__Your goal__:
Pictures stay out of the copy; restate everything else in the material exactly.

__Provided material__:
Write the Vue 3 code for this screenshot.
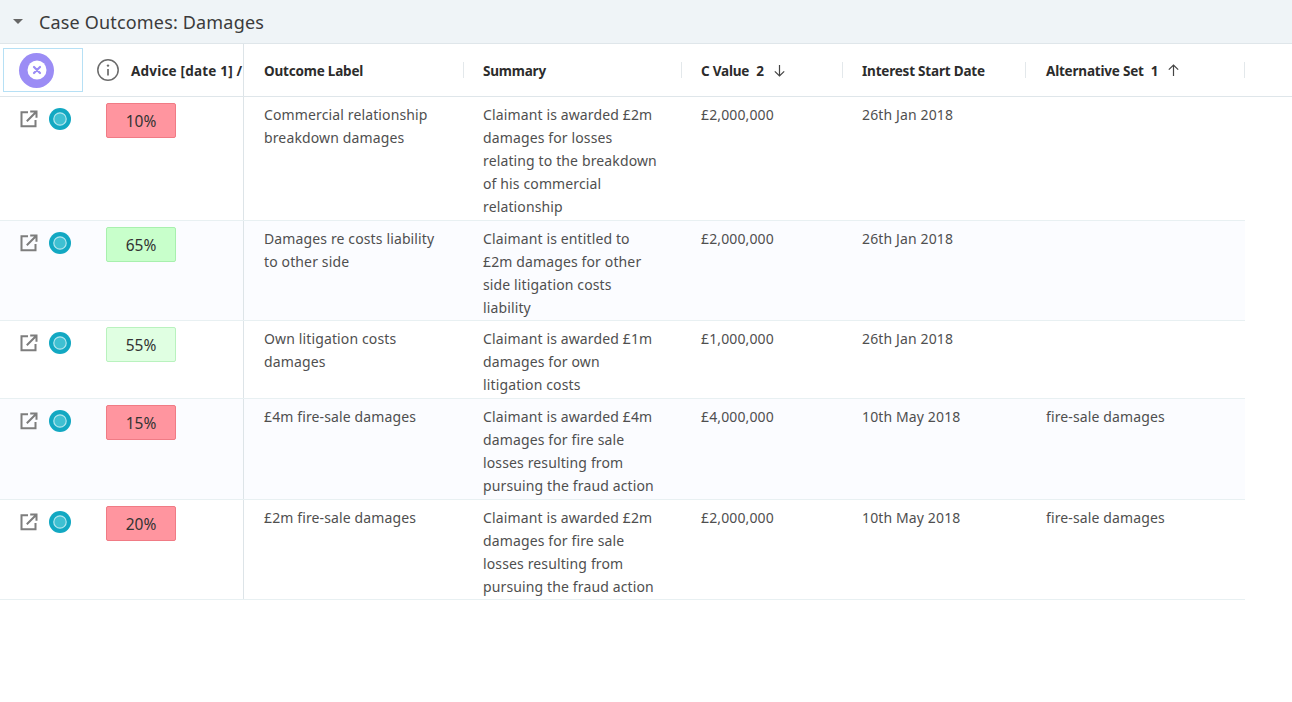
<script setup>
const headers = [
  { label: 'Outcome Label' },
  { label: 'Summary' },
  { label: 'C Value', rank: 2, dir: 'down' },
  { label: 'Interest Start Date' },
  { label: 'Alternative Set', rank: 1, dir: 'up' }
]
const rows = [
  { pct: '10%', tone: 'red', h: 124, label: 'Commercial relationship breakdown damages', summary: ['Claimant is awarded £2m', 'damages for losses', 'relating to the breakdown', 'of his commercial', 'relationship'], value: '£2,000,000', date: '26th Jan 2018', alt: '' },
  { pct: '65%', tone: 'green', h: 100, alt_bg: true, label: 'Damages re costs liability to other side', summary: ['Claimant is entitled to', '£2m damages for other', 'side litigation costs', 'liability'], value: '£2,000,000', date: '26th Jan 2018', alt: '' },
  { pct: '55%', tone: 'pale', h: 78, label: 'Own litigation costs damages', summary: ['Claimant is awarded £1m', 'damages for own', 'litigation costs'], value: '£1,000,000', date: '26th Jan 2018', alt: '' },
  { pct: '15%', tone: 'red', h: 101, alt_bg: true, label: '£4m fire-sale damages', summary: ['Claimant is awarded £4m', 'damages for fire sale', 'losses resulting from', 'pursuing the fraud action'], value: '£4,000,000', date: '10th May 2018', alt: 'fire-sale damages' },
  { pct: '20%', tone: 'red', h: 100, label: '£2m fire-sale damages', summary: ['Claimant is awarded £2m', 'damages for fire sale', 'losses resulting from', 'pursuing the fraud action'], value: '£2,000,000', date: '10th May 2018', alt: 'fire-sale damages' }
]
</script>

<template>
  <div class="page">
    <div class="section">
      <span class="caret"></span>
      <span class="title">Case Outcomes: Damages</span>
    </div>
    <div class="table">
      <div class="head row-grid">
        <div class="fixed head-fixed">
          <div class="selector">
            <span class="clear">
              <svg width="20" height="20" viewBox="0 0 20 20">
                <circle cx="10" cy="10" r="9.500" fill="#fff" />
                <path d="M7 7l6 6M13 7l-6 6" stroke="#9b8cf5" stroke-width="2.200" stroke-linecap="round" />
              </svg>
            </span>
          </div>
          <svg class="info" width="24" height="24" viewBox="0 0 24 24" fill="none">
            <circle cx="12" cy="12" r="10.200" stroke="#6b6b6b" stroke-width="1.500" />
            <path d="M12 11v6.500" stroke="#6b6b6b" stroke-width="1.700" />
            <circle cx="12" cy="7.600" r="1.200" fill="#6b6b6b" />
          </svg>
          <span class="advice">Advice [date 1] /</span>
        </div>
        <div v-for="h in headers" :key="h.label" class="head-cell">
          <span class="head-label">{{ h.label }}</span>
          <span v-if="h.rank" class="rank">{{ h.rank }}</span>
          <svg v-if="h.dir" class="arrow" :class="{ up: h.dir === 'up' }" width="13" height="13" viewBox="0 0 13 13" fill="none">
            <path d="M6.500 1v11M1.800 7.300l4.700 4.700 4.700-4.700" stroke="#444" stroke-width="1.200" />
          </svg>
        </div>
      </div>
      <div
        v-for="r in rows"
        :key="r.pct"
        class="row row-grid"
        :class="{ shaded: r.alt_bg }"
        :style="{ height: r.h + 'px' }"
      >
        <div class="fixed body-fixed">
          <svg class="open" width="18" height="18" viewBox="0 0 18 18" fill="none">
            <path d="M8 2.200H1.500v14h14V10" stroke="#7d7d7d" stroke-width="2" />
            <path d="M6.800 11.200L15.800 2.200M10.200 1.500h6.300v6.300" stroke="#7d7d7d" stroke-width="2" />
          </svg>
          <svg class="status" width="22" height="22" viewBox="0 0 22 22">
            <circle cx="11" cy="11" r="11" fill="#12a8c2" />
            <circle cx="11" cy="11" r="6.200" fill="#3fc0d2" stroke="#b4e6ee" stroke-width="1.200" />
          </svg>
          <span class="pct" :class="r.tone">{{ r.pct }}</span>
        </div>
        <div class="cell">{{ r.label }}</div>
        <div class="cell">
          <div v-for="line in r.summary" :key="line" class="line">{{ line }}</div>
        </div>
        <div class="cell">{{ r.value }}</div>
        <div class="cell">{{ r.date }}</div>
        <div class="cell">{{ r.alt }}</div>
      </div>
    </div>
  </div>
</template>

<style scoped>
.page {
  width: 1292px;
  height: 702px;
  background: #fff;
  font-family: "Noto Sans", "Open Sans", sans-serif;
  overflow: hidden;
  color: #4a4a4a;
}
.section {
  height: 43px;
  background: #eff4f7;
  border-bottom: 1px solid #dfe6ea;
  display: flex;
  align-items: center;
  box-sizing: content-box;
  padding-left: 13px;
}
.caret {
  width: 0;
  height: 0;
  border-left: 5px solid transparent;
  border-right: 5px solid transparent;
  border-top: 5px solid #666;
  margin-right: 16px;
}
.title {
  font-size: 18px;
  color: #3b3b3b;
  letter-spacing: 0.17px;
}
.table {
  width: 1245px;
}
.row-grid {
  display: grid;
  grid-template-columns: 244px 219px 218px 161px 184px 219px;
}
.head {
  height: 53px;
  border-bottom: 1px solid #dfe6ea;
  width: 1292px;
  box-sizing: border-box;
}
.fixed {
  border-right: 1px solid #dde4e8;
  box-sizing: border-box;
}
.head-fixed {
  display: flex;
  align-items: center;
  padding-left: 3px;
}
.selector {
  width: 80px;
  height: 44px;
  border: 1px solid #b6e0f5;
  box-sizing: border-box;
  display: flex;
  align-items: center;
  padding-left: 15px;
}
.clear {
  width: 35px;
  height: 35px;
  border-radius: 50%;
  background: #9b8cf5;
  display: flex;
  align-items: center;
  justify-content: center;
}
.info {
  margin-left: 13px;
  flex: none;
}
.advice {
  margin-left: 11px;
  padding-top: 2px;
  font-size: 13.500px;
  font-weight: 700;
  color: #2c2c2c;
  white-space: nowrap;
  letter-spacing: 0.2px;
}
.head-cell {
  position: relative;
  display: flex;
  align-items: center;
  padding-left: 20px;
  padding-top: 2px;
  font-size: 13.500px;
  font-weight: 700;
  color: #2c2c2c;
  letter-spacing: -0.2px;
  white-space: nowrap;
}
.head-cell::after {
  content: "";
  position: absolute;
  right: -1px;
  top: 18px;
  height: 16px;
  width: 1px;
  background: #e3e8eb;
}
.head-cell:nth-child(n+5)::after {
  right: 0;
}
.rank {
  margin-left: 7px;
}
.arrow {
  margin-left: 9px;
  margin-top: -2px;
}
.arrow.up {
  transform: rotate(180deg);
}
.row {
  border-bottom: 1px solid #e8f0f2;
  box-sizing: border-box;
}
.row.shaded {
  background: #fbfcff;
}
.body-fixed {
  display: flex;
  align-items: flex-start;
  padding: 6px 0 0 20px;
  position: relative;
}
.open {
  margin-top: 7px;
}
.status {
  margin: 5px 0 0 11px;
}
.pct {
  position: absolute;
  left: 106px;
  top: 6px;
  width: 70px;
  height: 35px;
  box-sizing: border-box;
  border-radius: 2px;
  display: flex;
  align-items: center;
  justify-content: center;
  font-size: 15.500px;
  color: #333;
  padding-top: 1px;
}
.pct.red {
  background: #ff959f;
  border: 1px solid #f07b85;
}
.pct.green {
  background: #c8ffcb;
  border: 1px solid #a8f0ae;
}
.pct.pale {
  background: #e0ffe2;
  border: 1px solid #b9f2be;
}
.cell {
  padding: 6px 20px 0;
  font-size: 14px;
  line-height: 23px;
  color: #4f4f4f;
  letter-spacing: 0.13px;
}
.line {
  white-space: nowrap;
}
</style>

__Answer to the problem__:
Write the Vue 3 code for this screenshot.
<script setup>
const headers = [
  { label: 'Outcome Label' },
  { label: 'Summary' },
  { label: 'C Value', rank: 2, dir: 'down' },
  { label: 'Interest Start Date' },
  { label: 'Alternative Set', rank: 1, dir: 'up' }
]
const rows = [
  { pct: '10%', tone: 'red', h: 124, label: 'Commercial relationship breakdown damages', summary: ['Claimant is awarded £2m', 'damages for losses', 'relating to the breakdown', 'of his commercial', 'relationship'], value: '£2,000,000', date: '26th Jan 2018', alt: '' },
  { pct: '65%', tone: 'green', h: 100, alt_bg: true, label: 'Damages re costs liability to other side', summary: ['Claimant is entitled to', '£2m damages for other', 'side litigation costs', 'liability'], value: '£2,000,000', date: '26th Jan 2018', alt: '' },
  { pct: '55%', tone: 'pale', h: 78, label: 'Own litigation costs damages', summary: ['Claimant is awarded £1m', 'damages for own', 'litigation costs'], value: '£1,000,000', date: '26th Jan 2018', alt: '' },
  { pct: '15%', tone: 'red', h: 101, alt_bg: true, label: '£4m fire-sale damages', summary: ['Claimant is awarded £4m', 'damages for fire sale', 'losses resulting from', 'pursuing the fraud action'], value: '£4,000,000', date: '10th May 2018', alt: 'fire-sale damages' },
  { pct: '20%', tone: 'red', h: 100, label: '£2m fire-sale damages', summary: ['Claimant is awarded £2m', 'damages for fire sale', 'losses resulting from', 'pursuing the fraud action'], value: '£2,000,000', date: '10th May 2018', alt: 'fire-sale damages' }
]
</script>

<template>
  <div class="page">
    <div class="section">
      <span class="caret"></span>
      <span class="title">Case Outcomes: Damages</span>
    </div>
    <div class="table">
      <div class="head row-grid">
        <div class="fixed head-fixed">
          <div class="selector">
            <span class="clear">
              <svg width="20" height="20" viewBox="0 0 20 20">
                <circle cx="10" cy="10" r="9.500" fill="#fff" />
                <path d="M7 7l6 6M13 7l-6 6" stroke="#9b8cf5" stroke-width="2.200" stroke-linecap="round" />
              </svg>
            </span>
          </div>
          <svg class="info" width="24" height="24" viewBox="0 0 24 24" fill="none">
            <circle cx="12" cy="12" r="10.200" stroke="#6b6b6b" stroke-width="1.500" />
            <path d="M12 11v6.500" stroke="#6b6b6b" stroke-width="1.700" />
            <circle cx="12" cy="7.600" r="1.200" fill="#6b6b6b" />
          </svg>
          <span class="advice">Advice [date 1] /</span>
        </div>
        <div v-for="h in headers" :key="h.label" class="head-cell">
          <span class="head-label">{{ h.label }}</span>
          <span v-if="h.rank" class="rank">{{ h.rank }}</span>
          <svg v-if="h.dir" class="arrow" :class="{ up: h.dir === 'up' }" width="13" height="13" viewBox="0 0 13 13" fill="none">
            <path d="M6.500 1v11M1.800 7.300l4.700 4.700 4.700-4.700" stroke="#444" stroke-width="1.200" />
          </svg>
        </div>
      </div>
      <div
        v-for="r in rows"
        :key="r.pct"
        class="row row-grid"
        :class="{ shaded: r.alt_bg }"
        :style="{ height: r.h + 'px' }"
      >
        <div class="fixed body-fixed">
          <svg class="open" width="18" height="18" viewBox="0 0 18 18" fill="none">
            <path d="M8 2.200H1.500v14h14V10" stroke="#7d7d7d" stroke-width="2" />
            <path d="M6.800 11.200L15.800 2.200M10.200 1.500h6.300v6.300" stroke="#7d7d7d" stroke-width="2" />
          </svg>
          <svg class="status" width="22" height="22" viewBox="0 0 22 22">
            <circle cx="11" cy="11" r="11" fill="#12a8c2" />
            <circle cx="11" cy="11" r="6.200" fill="#3fc0d2" stroke="#b4e6ee" stroke-width="1.200" />
          </svg>
          <span class="pct" :class="r.tone">{{ r.pct }}</span>
        </div>
        <div class="cell">{{ r.label }}</div>
        <div class="cell">
          <div v-for="line in r.summary" :key="line" class="line">{{ line }}</div>
        </div>
        <div class="cell">{{ r.value }}</div>
        <div class="cell">{{ r.date }}</div>
        <div class="cell">{{ r.alt }}</div>
      </div>
    </div>
  </div>
</template>

<style scoped>
.page {
  width: 1292px;
  height: 702px;
  background: #fff;
  font-family: "Noto Sans", "Open Sans", sans-serif;
  overflow: hidden;
  color: #4a4a4a;
}
.section {
  height: 43px;
  background: #eff4f7;
  border-bottom: 1px solid #dfe6ea;
  display: flex;
  align-items: center;
  box-sizing: content-box;
  padding-left: 13px;
}
.caret {
  width: 0;
  height: 0;
  border-left: 5px solid transparent;
  border-right: 5px solid transparent;
  border-top: 5px solid #666;
  margin-right: 16px;
}
.title {
  font-size: 18px;
  color: #3b3b3b;
  letter-spacing: 0.17px;
}
.table {
  width: 1245px;
}
.row-grid {
  display: grid;
  grid-template-columns: 244px 219px 218px 161px 184px 219px;
}
.head {
  height: 53px;
  border-bottom: 1px solid #dfe6ea;
  width: 1292px;
  box-sizing: border-box;
}
.fixed {
  border-right: 1px solid #dde4e8;
  box-sizing: border-box;
}
.head-fixed {
  display: flex;
  align-items: center;
  padding-left: 3px;
}
.selector {
  width: 80px;
  height: 44px;
  border: 1px solid #b6e0f5;
  box-sizing: border-box;
  display: flex;
  align-items: center;
  padding-left: 15px;
}
.clear {
  width: 35px;
  height: 35px;
  border-radius: 50%;
  background: #9b8cf5;
  display: flex;
  align-items: center;
  justify-content: center;
}
.info {
  margin-left: 13px;
  flex: none;
}
.advice {
  margin-left: 11px;
  padding-top: 2px;
  font-size: 13.500px;
  font-weight: 700;
  color: #2c2c2c;
  white-space: nowrap;
  letter-spacing: 0.2px;
}
.head-cell {
  position: relative;
  display: flex;
  align-items: center;
  padding-left: 20px;
  padding-top: 2px;
  font-size: 13.500px;
  font-weight: 700;
  color: #2c2c2c;
  letter-spacing: -0.2px;
  white-space: nowrap;
}
.head-cell::after {
  content: "";
  position: absolute;
  right: -1px;
  top: 18px;
  height: 16px;
  width: 1px;
  background: #e3e8eb;
}
.head-cell:nth-child(n+5)::after {
  right: 0;
}
.rank {
  margin-left: 7px;
}
.arrow {
  margin-left: 9px;
  margin-top: -2px;
}
.arrow.up {
  transform: rotate(180deg);
}
.row {
  border-bottom: 1px solid #e8f0f2;
  box-sizing: border-box;
}
.row.shaded {
  background: #fbfcff;
}
.body-fixed {
  display: flex;
  align-items: flex-start;
  padding: 6px 0 0 20px;
  position: relative;
}
.open {
  margin-top: 7px;
}
.status {
  margin: 5px 0 0 11px;
}
.pct {
  position: absolute;
  left: 106px;
  top: 6px;
  width: 70px;
  height: 35px;
  box-sizing: border-box;
  border-radius: 2px;
  display: flex;
  align-items: center;
  justify-content: center;
  font-size: 15.500px;
  color: #333;
  padding-top: 1px;
}
.pct.red {
  background: #ff959f;
  border: 1px solid #f07b85;
}
.pct.green {
  background: #c8ffcb;
  border: 1px solid #a8f0ae;
}
.pct.pale {
  background: #e0ffe2;
  border: 1px solid #b9f2be;
}
.cell {
  padding: 6px 20px 0;
  font-size: 14px;
  line-height: 23px;
  color: #4f4f4f;
  letter-spacing: 0.13px;
}
.line {
  white-space: nowrap;
}
</style>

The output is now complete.